The inquiry involved hundreds of women and expert witnesses from trade unions, political groups and professional bodies, including podiatrists, who provided evidence of the pain and long-term damage caused by wearing high-heeled shoes for long periods of time. But it became clear during the inquiry that the problem was by no means confined to shoes. 

Women also reported being told to dye their hair a particular colour, to wear revealing clothing, and to regularly reapply a minimum amount of makeup. No men came forward to say that the same rules, or even informal pressures, applied to them – they too have office dress codes but they are generally less punishing.

Nor, as also became evident in the report, is legislation the only answer.

As the report acknowledges, legislation is already in place (in the form of the Equality Act 2010 which prohibits discrimination on the basis of characteristics like gender (as well as disability and race). So either the existing law is unclear, or it is not widely understood – or it is simply being ignored. Certainly, the continuation of such discrimination has many potential advantages for employers.

The Fawcett Society, a women’s rights charity, emphasised this in their contribution to the inquiry. It highlighted the extent to which sexualised dress codes, which tell a woman that how she looks is more important that what she says or does, are a good way to justify paying her less and demeaning her career achievements.


Reinforcing stereotypes

The Fawcett Society, a women’s rights charity, emphasised this in their contribution to the inquiry. It highlighted the extent to which sexualised dress codes, which tell a woman that how she looks is more important that what she says or does, are a good way to justify paying her less and demeaning her career achievements.

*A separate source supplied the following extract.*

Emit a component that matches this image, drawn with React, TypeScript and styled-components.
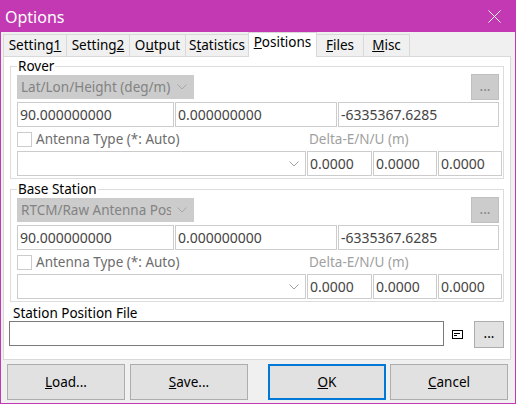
import React from "react";
import styled, { createGlobalStyle, css } from "styled-components";

const FONT = `"Noto Sans", "Open Sans", "DejaVu Sans", sans-serif`;

const GlobalStyle = createGlobalStyle`
  html, body { margin: 0; padding: 0; background: #ffffff; }
  * { box-sizing: border-box; }
`;

const Window = styled.div`
  width: 516px;
  height: 404px;
  border: 1px solid #c239b3;
  background: #f0f0f0;
  display: flex;
  flex-direction: column;
  font-family: ${FONT};
  font-size: 13.5px;
  color: #000;
  overflow: hidden;
`;

const TitleBar = styled.div`
  flex: none;
  height: 31px;
  background: #c239b3;
  display: flex;
  align-items: center;
  justify-content: space-between;
  padding-left: 4px;
`;

const Title = styled.span`
  color: #fff;
  font-size: 16px;
  line-height: 20px;
`;

const CloseButton = styled.div`
  width: 42px;
  height: 31px;
  display: flex;
  align-items: center;
  justify-content: center;
`;

const Body = styled.div`
  flex: 1;
  display: flex;
  flex-direction: column;
  padding: 0 4px 0 2px;
`;

const TabStrip = styled.div`
  height: 24px;
  display: flex;
  align-items: flex-end;
`;

const Tab = styled.div<{ $w: number; $active?: boolean; $first?: boolean }>`
  width: ${(p) => p.$w}px;
  height: 22px;
  margin-left: ${(p) => (p.$first ? 0 : -1)}px;
  border: 1px solid #d9d9d9;
  border-bottom: none;
  background: #f0f0f0;
  text-align: center;
  padding-top: 2px;
  line-height: 17px;
  white-space: nowrap;
  ${(p) =>
    p.$active &&
    css`
      height: 25px;
      margin-bottom: -1px;
      background: #fff;
      position: relative;
      z-index: 1;
      padding-top: 1px;
    `}
`;

const TabPage = styled.div`
  height: 304px;
  border: 1px solid #d9d9d9;
  background: #fff;
  padding: 1px 6px 0 6px;
  display: flex;
  flex-direction: column;
`;

const Group = styled.fieldset<{ $gap?: number }>`
  margin: ${(p) => p.$gap ?? 0}px 0 0 0;
  border: 1px solid #dcdcdc;
  padding: 0 1px 2px 6px;
  min-width: 0;
`;

const Legend = styled.legend`
  padding: 0 1px;
  line-height: 16px;
  font-size: 13.5px;
`;

const ComboRow = styled.div`
  height: 26px;
  margin-right: 3px;
  display: flex;
  align-items: center;
  justify-content: space-between;
`;

const Combo = styled.div<{ $w: number; $disabled?: boolean }>`
  width: ${(p) => p.$w}px;
  height: ${(p) => (p.$disabled ? 24 : 25)}px;
  border: 1px solid #cccccc;
  background: ${(p) => (p.$disabled ? "#cccccc" : "#ffffff")};
  color: #838383;
  display: flex;
  align-items: center;
  padding: 0 6px 0 3px;
  gap: 6px;
`;

const ComboText = styled.span`
  flex: 1;
  overflow: hidden;
  white-space: nowrap;
  line-height: 17px;
`;

const EllipsisButton = styled.div<{ $disabled?: boolean }>`
  width: ${(p) => (p.$disabled ? 28 : 30)}px;
  height: ${(p) => (p.$disabled ? 26 : 27)}px;
  border: 1px solid ${(p) => (p.$disabled ? "#bfbfbf" : "#adadad")};
  background: ${(p) => (p.$disabled ? "#cccccc" : "#e1e1e1")};
  color: ${(p) => (p.$disabled ? "#838383" : "#000")};
  display: flex;
  align-items: center;
  justify-content: center;
  line-height: 17px;
  padding-bottom: 2px;
`;

const CoordRow = styled.div`
  margin-top: 2px;
  display: grid;
  grid-template-columns: 157px 162px 161px;
  column-gap: 1px;
`;

const TextBox = styled.input<{ $strong?: boolean }>`
  height: 25px;
  width: 100%;
  margin: 0;
  border: 1px solid ${(p) => (p.$strong ? "#7a7a7a" : "#cccccc")};
  background: #fff;
  color: #444444;
  font-family: ${FONT};
  font-size: 14px;
  padding: 0 2px;
  outline: none;
`;

const AntennaRow = styled.div`
  height: 24px;
  display: grid;
  grid-template-columns: 290px 1fr;
  align-items: start;
`;

const CheckLabel = styled.label`
  display: flex;
  align-items: center;
  gap: 4px;
  color: #6d6d6d;
  padding-top: 4px;
  line-height: 17px;
`;

const CheckBox = styled.span`
  width: 15px;
  height: 15px;
  border: 1px solid #cccccc;
  background: #fff;
  flex: none;
`;

const DeltaLabel = styled.span`
  color: #a0a0a0;
  padding: 4px 0 0 2px;
  line-height: 17px;
`;

const DeltaRow = styled.div`
  display: grid;
  grid-template-columns: 289px 65px 64px 64px;
  column-gap: 1px;
`;

const FileLabel = styled.div`
  margin: 3px 0 0 3px;
  line-height: 16px;
`;

const FileRow = styled.div`
  display: flex;
  align-items: flex-start;
  margin-left: -1px;
`;

const FileBox = styled(TextBox)`
  width: 435px;
`;

const NoteIcon = styled.svg`
  margin: 9px 0 0 8px;
  flex: none;
`;

const Spacer = styled.div`
  flex: 1;
`;

const ButtonBar = styled.div`
  margin-top: 4px;
  padding-left: 4px;
  display: flex;
`;

const DialogButton = styled.div<{ $default?: boolean; $gap: number }>`
  width: 118px;
  height: 36px;
  margin-left: ${(p) => p.$gap}px;
  background: #e1e1e1;
  border: ${(p) => (p.$default ? "2px solid #0078d7" : "1px solid #adadad")};
  display: flex;
  align-items: center;
  justify-content: center;
  font-size: 13.5px;
  line-height: 17px;
`;

const Chevron = ({ color }: { color: string }) => (
  <svg width="10" height="6" viewBox="0 0 10 6" style={{ flex: "none" }}>
    <polyline points="0.5,0.5 5,5 9.5,0.5" fill="none" stroke={color} strokeWidth="1" />
  </svg>
);

const tabs = [
  { w: 64, label: <>Setting<u>1</u></> },
  { w: 64, label: <>Setting<u>2</u></> },
  { w: 57, label: <>O<u>u</u>tput</> },
  { w: 64, label: <>S<u>t</u>atistics</> },
  { w: 69, label: <><u>P</u>ositions</>, active: true },
  { w: 48, label: <><u>F</u>iles</> },
  { w: 47, label: <><u>M</u>isc</> },
];

const PositionGroup = ({ title, mode, gap }: { title: string; mode: string; gap?: number }) => (
  <Group $gap={gap}>
    <Legend>{title}</Legend>
    <ComboRow>
      <Combo $w={177} $disabled>
        <ComboText>{mode}</ComboText>
        <Chevron color="#a6a6a6" />
      </Combo>
      <EllipsisButton $disabled>...</EllipsisButton>
    </ComboRow>
    <CoordRow>
      <TextBox readOnly value="90.000000000" />
      <TextBox readOnly value="0.000000000" />
      <TextBox readOnly value="-6335367.6285" />
    </CoordRow>
    <AntennaRow>
      <CheckLabel>
        <CheckBox />
        Antenna Type (*: Auto)
      </CheckLabel>
      <DeltaLabel>Delta-E/N/U (m)</DeltaLabel>
    </AntennaRow>
    <DeltaRow>
      <Combo $w={289}>
        <ComboText />
        <Chevron color="#a0a0a0" />
      </Combo>
      <TextBox readOnly value="0.0000" />
      <TextBox readOnly value="0.0000" />
      <TextBox readOnly value="0.0000" />
    </DeltaRow>
  </Group>
);

export default function App() {
  return (
    <>
      <GlobalStyle />
      <Window>
        <TitleBar>
          <Title>Options</Title>
          <CloseButton>
            <svg width="13" height="13" viewBox="0 0 13 13">
              <path d="M0.5 0.5 L12.5 12.5 M12.5 0.5 L0.5 12.5" stroke="#fff" strokeWidth="1" fill="none" />
            </svg>
          </CloseButton>
        </TitleBar>
        <Body>
          <TabStrip>
            {tabs.map((t, i) => (
              <Tab key={i} $w={t.w} $active={t.active} $first={i === 0}>
                {t.label}
              </Tab>
            ))}
          </TabStrip>
          <TabPage>
            <PositionGroup title="Rover" mode="Lat/Lon/Height (deg/m)" />
            <PositionGroup title="Base Station" mode="RTCM/Raw Antenna Position" gap={2} />
            <FileLabel>Station Position File</FileLabel>
            <FileRow>
              <FileBox $strong readOnly value="" />
              <NoteIcon width="11" height="9" viewBox="0 0 11 9">
                <rect x="0.5" y="0.5" width="10" height="8" fill="#fff" stroke="#000" />
                <path d="M2 3.5 H8 M2 5.5 H5" stroke="#000" strokeWidth="1" />
              </NoteIcon>
              <Spacer />
              <EllipsisButton>...</EllipsisButton>
            </FileRow>
          </TabPage>
          <ButtonBar>
            <DialogButton $gap={0}><span><u>L</u>oad...</span></DialogButton>
            <DialogButton $gap={5}><span><u>S</u>ave...</span></DialogButton>
            <DialogButton $gap={20} $default><span><u>O</u>K</span></DialogButton>
            <DialogButton $gap={4}><span><u>C</u>ancel</span></DialogButton>
          </ButtonBar>
        </Body>
      </Window>
    </>
  );
}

By perpetuating a very narrow ideal of what it means to look like a woman, such codes reinforce persistent stereotypes. These might serve to further marginalise LGBT people, older and disabled workers, as well as people from ethnic minority groups in the labour market.

Yet while this is about so much more than shoes, we should not trivialise the significance of shoes in this discussion and the issues they raise.

As management professor Emma Bell has written high heels are powerful, fetishised symbols in our society, signifying the seductive power attributed to women, particularly in the media. They are “a marker of high status, despite their impracticality and physical strain that they put on a woman’s body”. It is precisely this double-bind that makes high heels arguably today’s lotus shoes.

By wearing heels, women evoke a seductive power, respect and admiration through a form that ironically, and painfully, undermines their capacity to meaningfully experience any of these.

If the goal of getting and keeping a husband was what foot binding was about, today’s women are told that wearing heels (or the right hair colour, clothing or makeup) is their route to securing a job. Both are a form of economic security. The target may have changed but the means have not, as women’s bodies continue to be manipulated and reduced to aesthetic objects in the labour market.

So while the enforcement of relevant legislation and proposed fines for noncompliant employers is an important step forwards, on its own it will never be enough to tackle the wider aesthetic ideals and processes of objectification that underpin discriminatory dress codes in the workplace.